Iwan Lukminto Pernah Masuk Daftar Orang Terkaya
Tak lama setelah dijemput paksa, pria tersebut digelandang penyidik Kejagung terbang ke Jakarta

Kejaksaan Agung bergerak. Menjemput paksa seorang pria di Solo, Selasa (20/5) dini hari.
Tak lama setelah dijemput paksa, pria tersebut digelandang penyidik Kejagung terbang ke Jakarta untuk menjalani pemeriksaan secara intensif. Sekira pukul 08.00 mereka mendarat.
Belakangan terungkap sosok pria itu adalah Iwan Setiawan Lukminto. Seorang Sarjana Business Administration dari Suffolk University, Boston, Amerika Serikat (1997).
Bukan orang sembarang. Iwan Lukminto merupakan Putra sulung dari almarhum H.M. Lukminto, pendiri Sritex (PT Sri Rejeki Isman), raksasa tekstil di Solo.
Dikutip dari sejumlah sumber, Lukminto terbilang salah satu pengusaha sukses di dalam negeri. Mulai menapaki karir sebagai asisten direktur di tahun 1997, Lukminto naik jabatan jadi Wakil Direktur Utama dua tahun kemudian.
Terus menanjak. Lukminto sampai di titik menjabat Direktur Utama Sritex pada 2006 hingga Maret 2023.
Di puncak karirnya, Iwan Lukminto masuk nominasi 50 orang terkaya versi majalah Forbes di Tahun 2020. Sebab, saat itu total kekayaan Iwan Lukminto menyentuh USD515 juta atau setara dengan Rp7,81 triliun menurut kurs saat itu. Ia tercatat menduduki peringkat ke-49 orang terkaya hingga tahun 2021.

Kasus di Kejagung
Kepala Pusat Penerangan Hukum (Kapuspenkum) Kejagung, Harli Siregar mengatakan penyelidikan kasus korupsi setelah pihaknya mendapatkan informasi dari masyarakat adanya tindak pidana korupsi oleh PT Sritex.
Perusahaan tersebut meninggalkan jejak utang yang sangat besar sehingga menyebabkan kepailitan. Meskipun perusahaan tersebut merupakan pihak swasta, kejagung tetap mengusut kasus tersebut karena dinilai ada kerugian negara yang terjadi dengan keterlibatan dari bank daerah.

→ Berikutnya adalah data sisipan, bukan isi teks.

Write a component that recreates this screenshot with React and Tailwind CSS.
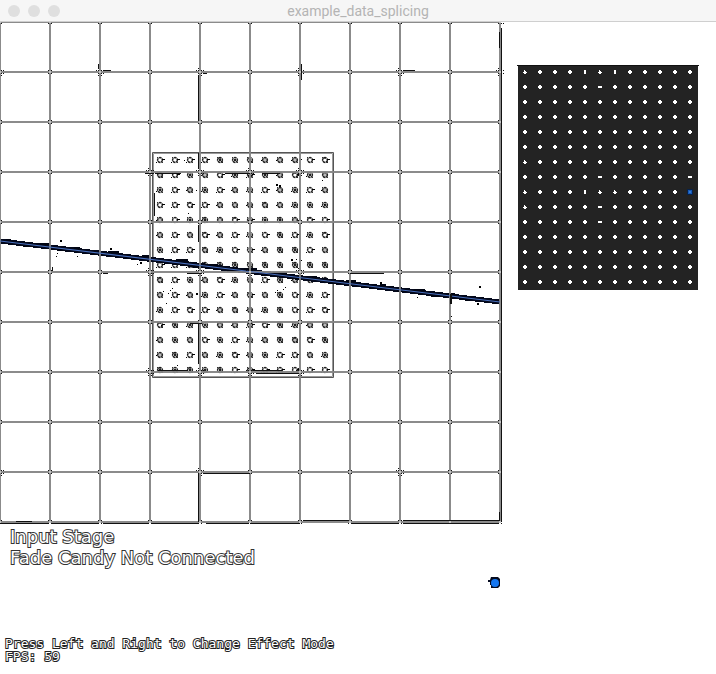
import React from "react";

const steps = Array.from({ length: 11 }, (_, i) => i * 50);
const cols = Array.from({ length: 12 }, (_, i) => i);
const rows = Array.from({ length: 15 }, (_, i) => i);
const hash = (a, b) => (a * 37 + b * 61 + a * b * 17) % 101;

/* Thin black traces beside the grid lines, as [x, y, width, height] */
const traces = [
  [98, 42, 1, 5], [103, 48, 8, 1], [198, 53, 1, 46], [203, 51, 4, 1],
  [301, 42, 1, 16], [403, 48, 12, 1], [154, 171, 1, 23], [198, 203, 1, 17],
  [198, 301, 1, 41], [256, 351, 42, 1], [350, 251, 34, 1], [187, 251, 14, 1],
  [198, 131, 1, 16], [145, 151, 8, 1], [155, 151, 26, 1], [225, 151, 25, 1],
  [262, 151, 18, 1], [190, 301, 11, 1], [198, 452, 1, 48], [204, 451, 46, 1],
  [16, 499, 16, 1], [52, 501, 47, 1], [103, 501, 46, 1], [152, 501, 46, 1],
  [206, 501, 42, 1], [250, 501, 50, 1], [303, 498, 46, 1], [352, 501, 46, 1],
  [403, 498, 96, 1], [403, 501, 96, 1], [0, 501, 48, 1], [499, 10, 1, 16],
  [501, 6, 1, 494], [499, 490, 1, 9], [158, 348, 30, 1], [450, 272, 2, 10],
  [254, 348, 28, 1], [103, 251, 5, 1], [52, 245, 1, 4],
];

/* Stray specks around the diagonal beam and inside the sample area */
const specks = [
  [60, 218, 2], [110, 226, 2], [140, 240, 2], [380, 260, 2], [57, 231, 1],
  [56, 234, 1], [24, 224, 1], [77, 234, 1], [137, 242, 1], [163, 269, 1],
  [170, 268, 1], [168, 271, 1], [171, 275, 1], [172, 266, 1], [184, 138, 1],
  [188, 191, 1], [196, 168, 1], [196, 271, 2], [161, 303, 1], [166, 281, 1],
  [275, 270, 1], [277, 268, 1], [283, 267, 1], [285, 265, 1], [276, 162, 2],
  [279, 163, 2], [301, 137, 1], [324, 182, 1], [322, 158, 1],
  [296, 237, 1], [291, 237, 2], [451, 294, 1], [417, 275, 1], [477, 281, 2],
  [479, 264, 2], [501, 1, 1], [503, 1, 1], [301, 238, 1], [177, 343, 1],
];

function Samples() {
  return cols.map((c) =>
    rows.map((r) => {
      const h = hash(c + 1, r + 2);
      const x = 160 + c * 15;
      const y = 138 + r * 15;
      return (
        <g key={`${c}-${r}`}>
          <circle cx={x} cy={y} r="2.4" fill={h % 3 === 0 ? "#bbb" : "#fff"} stroke="#222" strokeWidth="1.5" strokeDasharray="2.6 0.4" />
          <path d={`M${x - 3} ${y - 3}h1v1h-1zM${x + 2} ${y + 2}h1v1h-1z`} fill="#333" />
          {h % 2 === 0 && <rect x={x - 4} y={y + (h % 3)} width="1" height="1" />}
          {h % 4 === 1 && <path d={`M${x - 2} ${y - 2}h3M${x + 1} ${y + 2}h2`} stroke="#111" />}
          {h % 3 === 2 && <rect x={x + 2} y={y - 1} width="3" height="1" />}
          {h % 3 === 1 && <rect x={x - 1} y={y - 1} width="2" height="2" fill="#222" />}
        </g>
      );
    })
  );
}

function Beam() {
  return (
    <g>
      <path d="M0 219 500 280" stroke="#03081b" strokeWidth="5" shapeRendering="crispEdges" />
      <g shapeRendering="crispEdges">
        {Array.from({ length: 28 }, (_, i) => {
          const x = 6 + i * 17;
          const y = 219 + Math.round(x * 0.122);
          return <rect key={i} x={x} y={y + (i % 2 ? 1 : -3)} width={5 + ((i * 7) % 9)} height="2" fill="#000412" />;
        })}
      </g>
    </g>
  );
}

function InputCanvas() {
  return (
    <svg className="block shrink-0" width="504" height="502" viewBox="0 0 504 502" role="img" aria-label="Input grid">
      <path d="M152.5 130.5h181v225h-181z" fill="none" stroke="#555" />
      <path d="M153.5 131.5h179v223h-179z" fill="none" stroke="#999" />
      <Samples />
      <Beam />
      <g stroke="#858585" strokeWidth="2" opacity="0.95" shapeRendering="crispEdges">
        {steps.map((p) => (
          <path key={p} d={`M${p} 0V501M0 ${p}H501`} />
        ))}
      </g>
      <path d="M0 219 500 280" stroke="#4a70bd" strokeWidth="1.2" />
      <g shapeRendering="crispEdges">
        {traces.map(([x, y, w, h], i) => (
          <rect key={i} x={x} y={y} width={w} height={h} fill="#111" />
        ))}
        {specks.map(([x, y, s], i) => (
          <rect key={i} x={x} y={y} width={s} height={s} />
        ))}
        {steps.map((x) =>
          steps.map((y) => {
            const busy = (x % 100 === 0 && y === 50) || (x > 100 && x < 350 && y % 100 === 50 && y > 100 && y < 400) || (y === 450 && x % 200 === 0);
            return (
              <g key={`${x}-${y}`}>
                <path d={`M${x - 2} ${y - 2}h1v1h-1zM${x + 1} ${y - 2}h1v1h-1zM${x - 2} ${y + 1}h1v1h-1zM${x + 1} ${y + 1}h1v1h-1z`} fill="#111" />
                <rect x={x - 1} y={y - 1} width="2" height="2" fill="#c4c4c4" />
                {busy && (
                  <path d={`M${x - 4} ${y - 2}h1v1h-1zM${x + 3} ${y - 2}h1v1h-1zM${x - 2} ${y - 4}h1v1h-1zM${x + 1} ${y + 3}h1v1h-1zM${x - 2} ${y + 3}h1v1h-1zM${x + 3} ${y + 1}h1v1h-1z`} fill="#111" />
                )}
              </g>
            );
          })
        )}
      </g>
    </svg>
  );
}

const vertical = ["4-0", "6-0", "4-8"];
const flat = ["5-7", "5-9", "11-7", "5-1", "5-10"];
const small = ["0-0", "0-6", "0-8", "0-9", "5-0", "5-8", "6-8"];

function LedPreview() {
  return (
    <svg className="block shrink-0" width="182" height="225" viewBox="0 0 182 225" role="img" aria-label="LED output" shapeRendering="crispEdges">
      <rect x="1" width="180" height="225" fill="#232323" />
      <path d="M0 .5h182" stroke="#111" />
      {cols.map((c) =>
        rows.map((r) => {
          const key = `${c}-${r}`;
          const x = 6 + c * 15;
          const y = 5 + r * 15;
          if (key === "11-8") {
            return (
              <g key={key}>
                <rect x={x - 1} y={y - 1} width="6" height="6" fill="#082248" />
                <rect x={x} y={y} width="4" height="4" fill="#1659b7" />
                <rect x={x + 1} y={y + 1} width="2" height="2" fill="#3478d0" />
              </g>
            );
          }
          if (vertical.includes(key)) return <rect key={key} x={x + 1} y={y} width="2" height="4" fill="#fff" />;
          if (flat.includes(key)) return <rect key={key} x={x} y={y + 1} width="4" height="2" fill="#fff" />;
          if (small.includes(key)) return <path key={key} d={`M${x + 1} ${y}h1v1h1v1h1v1h-1v1h-2v-1h-1v-1h1z`} fill="#fff" />;
          return (
            <g key={key} fill="#fff">
              <rect x={x + 1} y={y} width="2" height="4" />
              <rect x={x} y={y + 1} width="4" height="2" />
            </g>
          );
        })
      )}
    </svg>
  );
}

export default function App() {
  return (
    <div className="min-h-screen bg-white">
      <header className="flex h-[22px] items-center border-b border-[#cfcfcf] bg-[#f6f6f6] px-2">
        <div className="flex gap-2">
          <button aria-label="Close" className="size-3 rounded-full bg-[#dfdfdf]" />
          <button aria-label="Minimize" className="size-3 rounded-full bg-[#dfdfdf]" />
          <button aria-label="Zoom" className="size-3 rounded-full bg-[#dfdfdf]" />
        </div>
        <h1 className="flex-1 pr-[52px] text-center font-['Roboto',sans-serif] text-[14px] leading-5 text-[#b4b4b4]">
          example_data_splicing
        </h1>
      </header>
      <main className="flex items-start gap-[13px]">
        <section>
          <InputCanvas />
          <div className="px-[10px] pt-[2px] font-['DejaVu_Sans',sans-serif] text-[18px] leading-[21px] text-white [-webkit-text-stroke:2px_#333] [paint-order:stroke_fill]">
            <p>Input Stage</p>
            <p>Fade Candy Not Connected</p>
          </div>
          <div className="flex justify-end pt-[8px] pr-[3px]">
            <svg width="13" height="13" viewBox="0 0 13 13" aria-label="Pointer">
              <path d="M3 1h7l2 2v7l-2 2H3V9H2V6H0V4h2z" fill="#050b20" />
              <circle cx="7" cy="7" r="4" fill="#1677f0" />
            </svg>
          </div>
        </section>
        <aside className="pt-[43px]">
          <LedPreview />
        </aside>
      </main>
      <footer className="px-[5px] pt-[48px] font-['DejaVu_Sans_Mono',monospace] text-[13px] leading-[13px] text-white [-webkit-text-stroke:2px_#222] [paint-order:stroke_fill]">
        <p>Press Left and Right to Change Effect Mode</p>
        <p>FPS: 59</p>
      </footer>
    </div>
  );
}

"Karena ada dana yang ditempatkan disana oleh negara dan yang dipisahkan. Nah itu juga bagian dari keuangan negara sebagaimana penjelasan dalam undang-undang 17 ya," jelas Harli.
Penyidik kejagung hingga saat ini masih mendalami dugaan letak terjadinya tindak pidana korupsi tersebut apakah ketika sebelum dinyatakan pailit atau sesudahnya. Kejagung juga enggan membeberkan pihak-pihak bank daerah yang diduga terlibat.
"Nah inilah yang menjadi hal yang harus digali oleh penyidik untuk melihat apakah ada disitu ada peristiwa pidana berbuatan melawan hukum yang terindikasi merugikan keuangan negara atau daerah," pungkas Harli.